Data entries
:::

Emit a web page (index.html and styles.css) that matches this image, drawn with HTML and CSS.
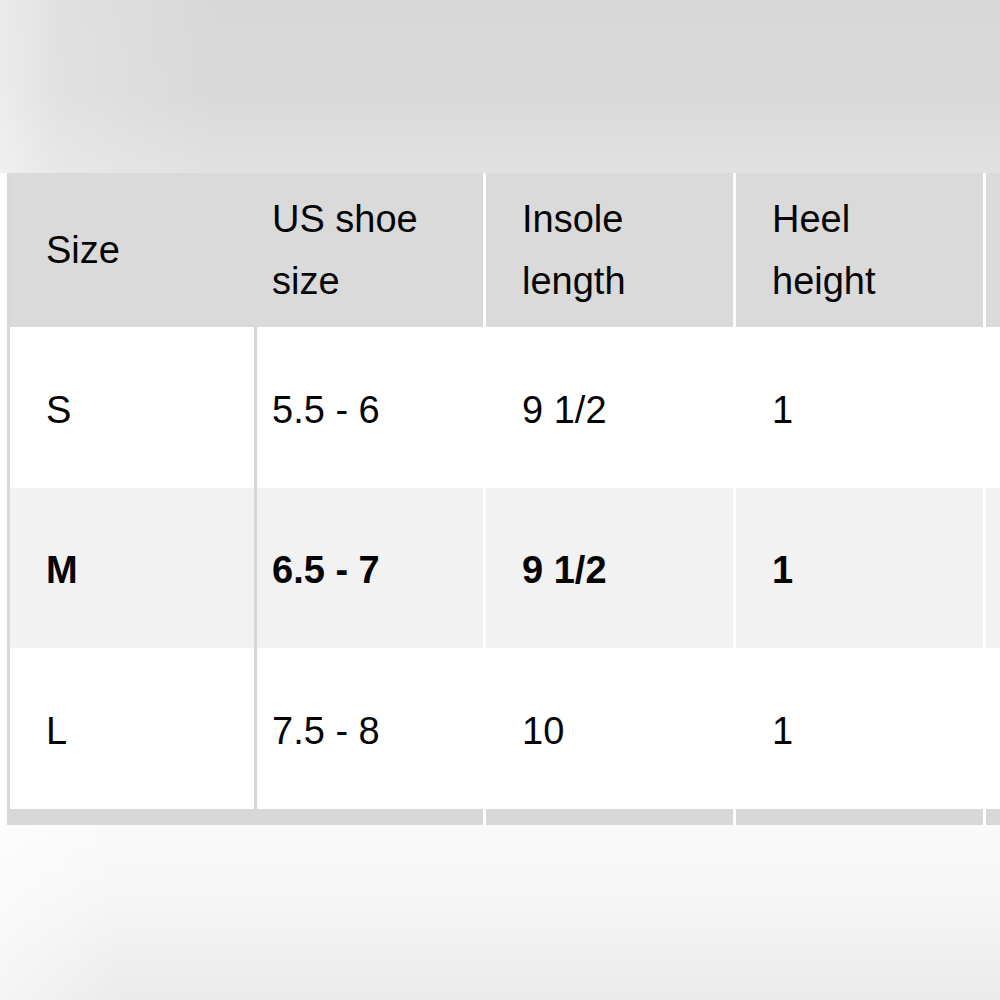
FILE: index.html
```html
<!DOCTYPE html>
<html>
<head>
<meta charset="utf-8">
<link rel="stylesheet" href="styles.css">
</head>
<body>
<div class="page">
  <div class="backdrop-top"></div>
  <div class="chart">
    <div class="row head">
      <div class="cell c1">Size</div>
      <div class="cell c2">US shoe<br>size</div>
      <div class="cell c3">Insole<br>length</div>
      <div class="cell c4">Heel<br>height</div>
      <div class="cell c5"></div>
    </div>
    <div class="row body">
      <div class="cell c1">S</div>
      <div class="cell c2">5.5 - 6</div>
      <div class="cell c3">9 1/2</div>
      <div class="cell c4">1</div>
      <div class="cell c5"></div>
    </div>
    <div class="row body alt selected">
      <div class="cell c1">M</div>
      <div class="cell c2">6.5 - 7</div>
      <div class="cell c3">9 1/2</div>
      <div class="cell c4">1</div>
      <div class="cell c5"></div>
    </div>
    <div class="row body">
      <div class="cell c1">L</div>
      <div class="cell c2">7.5 - 8</div>
      <div class="cell c3">10</div>
      <div class="cell c4">1</div>
      <div class="cell c5"></div>
    </div>
    <div class="row foot">
      <div class="cell c1"></div>
      <div class="cell c2"></div>
      <div class="cell c3"></div>
      <div class="cell c4"></div>
      <div class="cell c5"></div>
    </div>
  </div>
  <div class="backdrop-bottom"></div>
</div>
</body>
</html>
```
FILE: styles.css
```css
html, body {
  margin: 0;
  padding: 0;
  background: #ffffff;
}
.page {
  width: 1000px;
  height: 1000px;
  overflow: hidden;
  display: flex;
  flex-direction: column;
  font-family: "Liberation Sans", Arial, Helvetica, sans-serif;
  color: #050505;
}
.backdrop-top {
  height: 173px;
  flex: none;
  background:
    linear-gradient(to right, rgba(255,255,255,0.5) 0, rgba(255,255,255,0.22) 60px, rgba(255,255,255,0) 220px),
    linear-gradient(to bottom, #d8d8d8 0, #d9d9d9 55%, #e1e1e1 100%);
}
.backdrop-bottom {
  flex: 1;
  background:
    linear-gradient(to right, rgba(255,255,255,0.5) 0, rgba(255,255,255,0) 120px),
    linear-gradient(to bottom, #fafafa 0, #f6f6f6 40%, #ebebeb 100%);
}
.chart {
  flex: none;
  margin-left: 7px;
  border-left: 3px solid #d8d8d8;
  width: 1300px;
  background: #ffffff;
}
.row {
  display: flex;
}
.cell {
  box-sizing: border-box;
  flex: none;
  font-size: 38px;
  display: flex;
  align-items: center;
  padding-left: 36px;
}
.c1 { width: 247px; }
.c2 { width: 226px; padding-left: 15px; }
.c3, .c4, .c5 {
  width: 250px;
  border-left: 3px solid #ffffff;
}
.head {
  height: 154px;
  line-height: 62px;
}
.head .cell {
  background: #dadada;
}
.body {
  height: 161px;
}
.body .cell {
  padding-top: 5px;
}
.body.alt {
  height: 160px;
}
.body .c1 {
  border-right: 3px solid #d6d6d6;
}
.alt .cell {
  background: #f2f2f2;
}
.selected .cell {
  font-weight: bold;
}
.foot {
  height: 16px;
}
.foot .cell {
  background: #d8d8d8;
}
```
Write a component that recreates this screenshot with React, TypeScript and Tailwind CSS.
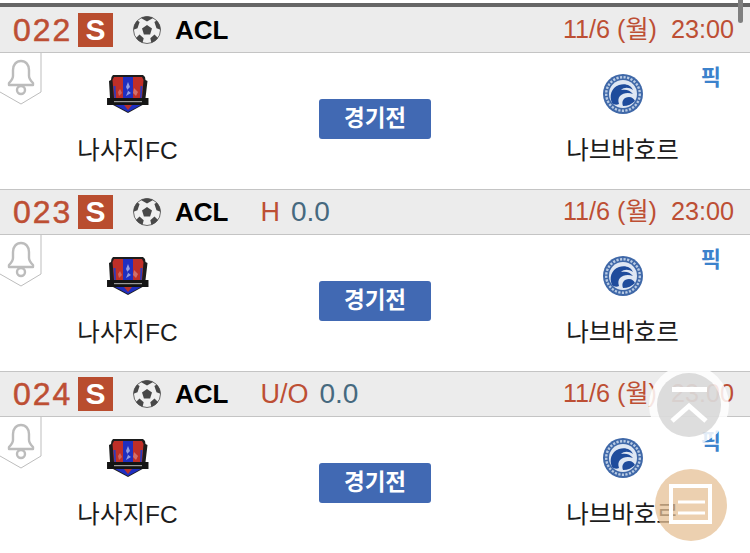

:::

:: What is needed ::
Every line containing the string "that" must be listed.

:: Result of this exercise ::
Emit a web page (index.html and styles.css) that matches this image, drawn with HTML and CSS.
Write a component that recreates this screenshot with React, TypeScript and Tailwind CSS.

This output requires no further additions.